Cette idée d’harmonisation des syndicats ayant pour but d’affirmer une
volonté de contestation plus grande des différents groupes sociaux.
Il en est de même pour le système fiscal, financier (création
de l’Euro, de la Banque Centrale Européenne avec à sa tête
Wim Duisenberg) mais aussi éducatif avec la mise en place d’échange
entre les différents pays membres (programme Socrates) au niveau des
universités (ERASMUS) et des lycées (COMENIUS).

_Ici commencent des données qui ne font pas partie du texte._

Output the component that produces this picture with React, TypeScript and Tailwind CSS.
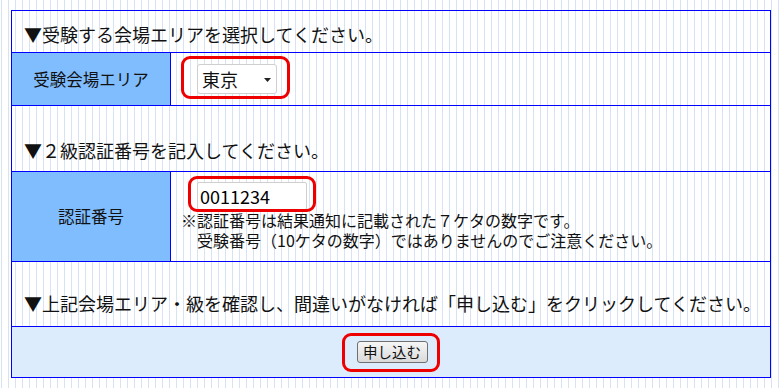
import React from "react";

function RedMark({ className }: { className: string }) {
  return (
    <div
      className={
        "pointer-events-none absolute border-[3px] border-[#ee0000] rounded-[9px] " +
        className
      }
    />
  );
}

export default function App() {
  return (
    <div className="w-[782px] h-[388px] bg-white bg-[image:repeating-linear-gradient(90deg,transparent_0px,transparent_1px,#d7e3f4_1px,#d7e3f4_2px,transparent_2px,transparent_7px)] pt-[10px] pl-[11px] font-['Noto_Sans_CJK_JP','Noto_Sans',sans-serif] text-[#111]">
      <div className="w-[760px] border border-[#0000ff]">
        {/* Row 1 */}
        <div className="h-[42px] border-b border-[#0000ff] flex items-center pt-[4px] pl-[12px] text-[18px] leading-[24px] whitespace-nowrap">
          ▼受験する会場エリアを選択してください。
        </div>
        {/* Row 2 */}
        <div className="h-[53px] border-b border-[#0000ff] flex">
          <div className="w-[159px] border-r border-[#0000ff] bg-[#80bdff] flex items-center justify-center text-[16.5px]">
            受験会場エリア
          </div>
          <div className="flex-1 flex items-center pl-[26px]">
            <div className="relative w-[80px] h-[30px] border border-[#cfcfcf] rounded-[3px] bg-white flex items-center pl-[4px] text-[18px] leading-[24px] text-[#111]">
              東京
              <svg
                className="absolute right-[5px] top-[13px]"
                width="7"
                height="4"
                viewBox="0 0 7 4"
              >
                <path d="M0 0H7L3.5 4Z" fill="#222" />
              </svg>
              <RedMark className="-left-[17px] -top-[9px] -right-[14px] -bottom-[6px]" />
            </div>
          </div>
        </div>
        {/* Row 3 */}
        <div className="h-[66px] border-b border-[#0000ff] flex items-end pb-[9px] pl-[12px] text-[18px] leading-[24px] whitespace-nowrap">
          ▼２級認証番号を記入してください。
        </div>
        {/* Row 4 */}
        <div className="h-[90px] border-b border-[#0000ff] flex">
          <div className="w-[159px] border-r border-[#0000ff] bg-[#80bdff] flex items-center justify-center text-[16.5px]">
            認証番号
          </div>
          <div className="flex-1 pl-[10px] pt-[10px]">
            <div className="relative ml-[16px] w-[110px] h-[28px] border border-[#cfcfcf] rounded-[2px] bg-white flex items-center pl-[2px] text-[18px] leading-[24px] text-[#000]">
              0011234
              <RedMark className="-left-[10px] -top-[7px] -right-[10px] -bottom-[3px]" />
            </div>
            <div className="text-[16px] leading-[20px] whitespace-pre">
              {"※認証番号は結果通知に記載された７ケタの数字です。\n　受験番号（10ケタの数字）ではありませんのでご注意ください。"}
            </div>
          </div>
        </div>
        {/* Row 5 */}
        <div className="h-[65px] border-b border-[#0000ff] flex items-end pb-[11px] pl-[12px] text-[18px] leading-[24px] whitespace-nowrap">
          ▼上記会場エリア・級を確認し、間違いがなければ「申し込む」をクリックしてください。
        </div>
        {/* Row 6 */}
        <div className="h-[50px] bg-[#ddecfd] flex items-center justify-center">
          <div className="relative ml-[2px] w-[71px] h-[22px] border border-[#707070] rounded-[3px] bg-linear-to-b from-[#f6f6f6] to-[#dadada] flex items-center justify-center text-[14.5px] leading-[18px] text-[#111]">
            申し込む
            <RedMark className="-left-[16px] -top-[9px] -right-[13px] -bottom-[10px]" />
          </div>
        </div>
      </div>
    </div>
  );
}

Cependant, des débats demeurent sur l’avenir de l’Europe. D’un point
de vue économique, le budget reste un dossier problématique. Les
négociations sur les participations de chacun des pays sont très
difficiles (Agenda 2000 où l’Allemagne a tenté de réduire
sa participation dans le budget). Le problème de l’élargissement
de l’Europe de l’Est se pose encore. Certains pays ne la souhaitent pas (Mitterand
disait déjà en 1989 qu’ils devraient attendre " plusieurs
décennies ", d’autres préfèrent que l’Europe se consolide
avant de les accepter. Les premiers pays de l’Europe de l’Est devant adhérer
(vers 2008) étant : la République Tchèque, la Pologne,
la Hongrie et la Slovénie. Même si les pays de l’Est représentent
un marché de 110 millions de consommateurs, la production agricole augmenterait
considérablement (obligeant alors la PAC à augmenter son budget
de 50%).
Ce jugement de Jean MONNET est fondé dans le sens où
l’objectif premier de l’Europe était d’empêcher toute guerre. Cependant,
l’Europe, au cours de sa construction, a aussi obtenu une véritable dimension
en dehors de tout contexte de crise et n’a pas toujours su apporter une réponse
à ses crises. Le problème actuel de la Yougoslavie montre que
cet objectif de paix n’a pas été entièrement rempli, mais
aussi que, malgré une volonté d’émancipation, les Etats-Unis
ont toujours une influence sur l’Europe d’un point de vue militaire. Cette influence
peut s’atténuer avec la mise en place d’un projet de défense et
d’indépendance logistique (programme Galiléosat).